LTV Calculation: Divide the total loan amount (including VA funding fee, if applicable) by the reasonable value on the Notice of Value of the property determined by the appraiser.
Net Tangible Benefit (NTB) Test- Type I and Type II cash-out refinance loans must pass a NTB test. The veteran borrower must be provided with a disclosure no later than the third business day after receiving the veteran’s loan application, and again at loan closing. The disclosure must include all of the following:
NTB: The refinancing loan satisfies at least one of the eight NTB requirements. See below for NTB Test Requirements list.
Loan Comparison: A comparison of key loan characteristics or terms for the new loan and the loan being refinanced. See below for NTB Test Requirements list.
Home Equity: An estimate of the home equity being removed from the home as a result of the refinance and explain how the removal of home equity may affect the veteran.
Note: The disclosures (initial/final) must be signed/acknowledged by the Veteran/Borrower.
Loan Seasoning: VA will apply loan seasoning requirements. The requirement applies to TYPE I and Type II cash-out refinance loans. See the Loan Seasoning Requirements below.
Fee Recoupment: VA will apply fee recoupment requirements. This requirement only applies to TYPE I cash-out refinancing loans. See Fee Recoupment below.

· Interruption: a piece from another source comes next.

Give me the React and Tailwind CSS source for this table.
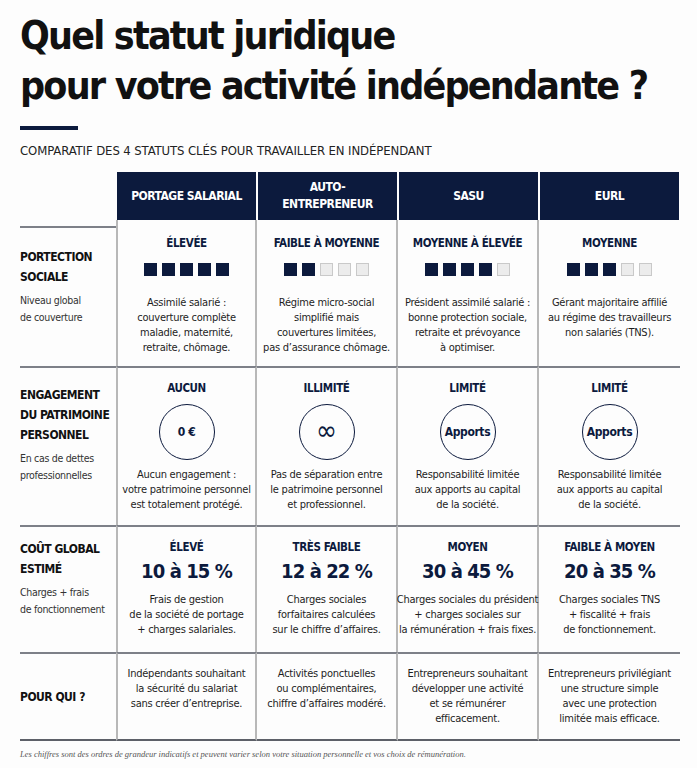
const NARROW = "font-['DejaVu_Sans_Condensed','DejaVu_Sans',sans-serif] font-stretch-condensed";

const HEADERS = [["PORTAGE SALARIAL"], ["AUTO-", "ENTREPRENEUR"], ["SASU"], ["EURL"]];

const PROTECTION = [
  { level: "ÉLEVÉE", filled: 5, text: ["Assimilé salarié :", "couverture complète", "maladie, maternité,", "retraite, chômage."] },
  { level: "FAIBLE À MOYENNE", filled: 2, text: ["Régime micro-social", "simplifié mais", "couvertures limitées,", "pas d’assurance chômage."] },
  { level: "MOYENNE À ÉLEVÉE", filled: 4, text: ["Président assimilé salarié :", "bonne protection sociale,", "retraite et prévoyance", "à optimiser."] },
  { level: "MOYENNE", filled: 3, text: ["Gérant majoritaire affilié", "au régime des travailleurs", "non salariés (TNS)."] },
];

const PATRIMOINE = [
  { level: "AUCUN", badge: "0 €", text: ["Aucun engagement :", "votre patrimoine personnel", "est totalement protégé."] },
  { level: "ILLIMITÉ", badge: "∞", text: ["Pas de séparation entre", "le patrimoine personnel", "et professionnel."] },
  { level: "LIMITÉ", badge: "Apports", text: ["Responsabilité limitée", "aux apports au capital", "de la société."] },
  { level: "LIMITÉ", badge: "Apports", text: ["Responsabilité limitée", "aux apports au capital", "de la société."] },
];

const COUT = [
  { level: "ÉLEVÉ", pct: "10 à 15 %", text: ["Frais de gestion", "de la société de portage", "+ charges salariales."] },
  { level: "TRÈS FAIBLE", pct: "12 à 22 %", text: ["Charges sociales", "forfaitaires calculées", "sur le chiffre d’affaires."] },
  { level: "MOYEN", pct: "30 à 45 %", text: ["Charges sociales du président", "+ charges sociales sur", "la rémunération + frais fixes."] },
  { level: "FAIBLE À MOYEN", pct: "20 à 35 %", text: ["Charges sociales TNS", "+ fiscalité + frais", "de fonctionnement."] },
];

const POUR_QUI = [
  ["Indépendants souhaitant", "la sécurité du salariat", "sans créer d’entreprise."],
  ["Activités ponctuelles", "ou complémentaires,", "chiffre d’affaires modéré."],
  ["Entrepreneurs souhaitant", "développer une activité", "et se rémunérer", "efficacement."],
  ["Entrepreneurs privilégiant", "une structure simple", "avec une protection", "limitée mais efficace."],
];

function Lines({ lines }) {
  return lines.map((l, i) => (
    <div key={i} className="whitespace-nowrap">
      {l}
    </div>
  ));
}

function Desc({ lines, className = "" }) {
  return (
    <div className={`text-[11px] leading-[15px] tracking-[-0.25px] text-[#1e1e1e] text-center ${className}`}>
      <Lines lines={lines} />
    </div>
  );
}

function Level({ children }) {
  return <div className="text-[11.5px] leading-[16px] tracking-[-0.4px] font-bold text-[#0c1a3d]">{children}</div>;
}

function Squares({ filled }) {
  return (
    <div className="flex gap-[5px] justify-center mt-[12px]">
      {[0, 1, 2, 3, 4].map((i) =>
        i < filled ? (
          <span key={i} className="w-[13px] h-[13px] bg-[#0c1a3d]" />
        ) : (
          <span key={i} className="w-[13px] h-[13px] bg-[#ececec] border border-[#c9c9c9]" />
        )
      )}
    </div>
  );
}

function Label({ title, sub }) {
  return (
    <div className="pr-1">
      <div className="text-[12px] leading-[20px] tracking-[-0.5px] font-bold text-[#111]">
        <Lines lines={title} />
      </div>
      {sub && (
        <div className="text-[10.5px] leading-[17px] tracking-[-0.3px] text-[#333] mt-[5px]">
          <Lines lines={sub} />
        </div>
      )}
    </div>
  );
}

export default function App() {
  return (
    <div className={`w-[697px] h-[768px] bg-[#fdfdfd] pt-[11px] pl-[20px] ${NARROW}`}>
      <h1 className="text-[39px] leading-[50px] font-bold text-[#111] tracking-[-1.8px]">
        Quel statut juridique
        <br />
        pour votre activité indépendante ?
      </h1>
      <div className="w-[58px] h-[4px] bg-[#0c1a3d] mt-[15px]" />
      <p className="text-[13px] leading-[16px] tracking-[-0.1px] text-[#222] mt-[13px]">
        COMPARATIF DES 4 STATUTS CLÉS POUR TRAVAILLER EN INDÉPENDANT
      </p>

      <div className="grid grid-cols-[96px_repeat(4,141px)] mt-[13px]">
        {/* en-têtes */}
        <div />
        {HEADERS.map((h, i) => (
          <div
            key={i}
            className="h-[48px] mx-px bg-[#0c1a3d] text-white font-bold text-[12px] tracking-[-0.5px] leading-[17px] flex flex-col items-center justify-center text-center"
          >
            <Lines lines={h} />
          </div>
        ))}

        {/* protection sociale */}
        <div className="h-[146px] pt-[6px]">
          <div className="border-t-2 border-[#7d8088] pt-[19px]">
            <Label title={["PORTECTION", "SOCIALE"]} sub={["Niveau global", "de couverture"]} />
          </div>
        </div>
        {PROTECTION.map((c, i) => (
          <div key={i} className={`h-[146px] pt-[15px] flex flex-col items-center ${i < 3 ? "border-r-2" : ""} ${i === 0 ? "border-l-2" : ""} border-[#b8b8b8]`}>
            <Level>{c.level}</Level>
            <Squares filled={c.filled} />
            <Desc lines={c.text} className="mt-[19px]" />
          </div>
        ))}

        {/* patrimoine */}
        <div className="h-[159px] border-t-2 border-[#7d8088] pt-[17px]">
          <Label title={["ENGAGEMENT", "DU PATRIMOINE", "PERSONNEL"]} sub={["En cas de dettes", "professionnelles"]} />
        </div>
        {PATRIMOINE.map((c, i) => (
          <div key={i} className={`h-[159px] pt-[12px] flex flex-col items-center border-t-2 border-t-[#7d8088] ${i < 3 ? "border-r-2" : ""} ${i === 0 ? "border-l-2" : ""} border-x-[#b8b8b8]`}>
            <Level>{c.level}</Level>
            <div className="mt-[8px] w-[56px] h-[56px] rounded-full border-[1.5px] border-[#0c1a3d] flex items-center justify-center font-bold text-[#0c1a3d]">
              {c.badge === "∞" ? (
                <span className="text-[28px] leading-none font-normal -mt-[3px]">∞</span>
              ) : (
                <span className="text-[12px] tracking-[-0.4px]">{c.badge}</span>
              )}
            </div>
            <Desc lines={c.text} className="mt-[7px]" />
          </div>
        ))}

        {/* coût */}
        <div className="h-[127px] border-t-2 border-[#7d8088] pt-[12px]">
          <Label title={["COÛT GLOBAL", "ESTIMÉ"]} sub={["Charges + frais", "de fonctionnement"]} />
        </div>
        {COUT.map((c, i) => (
          <div key={i} className={`h-[127px] pt-[12px] flex flex-col items-center border-t-2 border-t-[#7d8088] ${i < 3 ? "border-r-2" : ""} ${i === 0 ? "border-l-2" : ""} border-x-[#b8b8b8]`}>
            <Level>{c.level}</Level>
            <div className="text-[20px] leading-[28px] tracking-[-0.9px] font-bold text-[#0c1a3d] mt-[2px]">{c.pct}</div>
            <Desc lines={c.text} className="mt-[7px]" />
          </div>
        ))}

        {/* pour qui */}
        <div className="h-[89px] border-y-2 border-t-[#7d8088] border-b-[#5d6068] flex items-center">
          <Label title={["POUR QUI ?"]} />
        </div>
        {POUR_QUI.map((t, i) => (
          <div key={i} className={`h-[89px] pt-[12px] flex flex-col items-center border-y-2 border-t-[#7d8088] border-b-[#5d6068] ${i < 3 ? "border-r-2" : ""} ${i === 0 ? "border-l-2" : ""} border-x-[#b8b8b8]`}>
            <Desc lines={t} />
          </div>
        ))}
      </div>

      <p className="mt-[7px] text-[8.5px] italic text-[#555] font-['Liberation_Serif',serif]">
        Les chiffres sont des ordres de grandeur indicatifs et peuvent varier selon votre situation personnelle et vos choix de rémunération.
      </p>
    </div>
  );
}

A net tangible benefit (NTB) test for Type I and Type II must be provided to the veteran borrower, as follows:
NTB: The new loan must meet at least one of the following:
The new loan eliminates monthly mortgage insurance (public or private) or monthly guaranty insurance;
The term of the new loan is shorter than the term of the loan being refinanced;
The interest rate on the new loan is lower than the interest rate on the loan being refinanced. Note: The current rate must be used to determine NTB rate reduction, including ARMs and modified loans. (See additional requirements for Type I Interest Rate Reduction below);
The monthly (principal and interest) payment on the new loan is lower than the monthly (principal and interest) payment on the loan being refinanced;
The new loan results in an increase in the borrower’s monthly residual income. Residual income, includes monthly PITIA (principal, interest, taxes, insurance and HOA) payment. When taxes and insurance amounts are changing between the application date and the closing date, the new taxes and insurance amount will be used in determining residual income for both the new and current loan;
The new loan refinances an interim loan to construct, alter, or repair the home;
The new loan amount is equal to or less than 90% percent of the reasonable value of the home; or
The new loan refinances an adjustable rate loan to a fixed rate loan.
Loan Comparison: A comparison of key loan characteristics or terms for the new loan and the loan being refinanced:
The new loan amount vs. the payoff amount of the loan being refinanced
Loan type (i.e., fixed, adjustable) of the new loan vs. the loan being refinanced
Interest rate of the new loan vs. the loan being refinanced.
Loan term of the new loan vs. the remaining term of the loan being refinanced
The total the Veteran will have paid after making all payments (principal and interest) and mortgage insurance (as scheduled) for both the new loan vs. the remaining payments on the loan being refinanced.
LTV of the new loan vs. the payoff (including fees, escrow shortages and prorated interest) of the loan being refinanced.
Home Equity: An estimate of the home equity being removed from the home as a result of the refinance and explain how the removal of home equity may affect the Veteran.
If refinancing an existing VA guaranteed loan that has a fixed rate and using the interest rate reduction NTB option for a Type I cash-out, must meet one of the following:
Fixed Rate to Fixed Rate
The interest rate on the new loan must be lower than the interest rate for the loan being paid off by at least 0.50%
Fixed Rate to Adjustable Rate
The interest rate on the new loan must be lower than the interest rate on the loan being paid off by at least 2.00%
For loans in which the lower interest rate is due solely to discount points
The discount points must be paid at closing; or
Discount points may be added to the loan amount under the following conditions:
If discount points are less than or equal to 1 discount point the LTV must be 100% or less
If discount points are greater than 1 discount point the LTV must be 90% or less
This requirement applies to Type I cash-out loans that are existing VA guaranteed.
The recoupment period of all fees, closing costs, expenses (other than prepaids), and incurred costs must not exceed 36 months from the date of the note.
A certification confirming the loan meets the 36 months fee recoupment period is required in the loan file.
Fee Recoupment Calculation
Number of Months to Recoup: Divide the Total Closing Costs by the Monthly Savings Payment
Note: If the loan being refinanced has been modified, the principal and interest reduction must be computed/compared to the modified principal and interest monthly payment.
All VA-guaranteed loans must be seasoned for a period of time, before refinancing to a new VA-guaranteed loan. The required seasoning is the later of:
The date that is 210 days after the date on which the first payment is made on the loan being refinanced, and
The date on which the sixth monthly payment is made on the loan being refinanced.
Note: The date on which the 1st payment is made must be verified. Advance/prepaid payments to meet the 6 scheduled payment requirement is not permitted.
Loans seasoned less than or equal to 12 months from the date of closing, obtain a payment history/ledger from the servicing lender and/or credit bureau supplement documenting all payments were made within that timeframe.
Note: Ginnie Mae Seasoning Requirements must be met for all cash-out loans.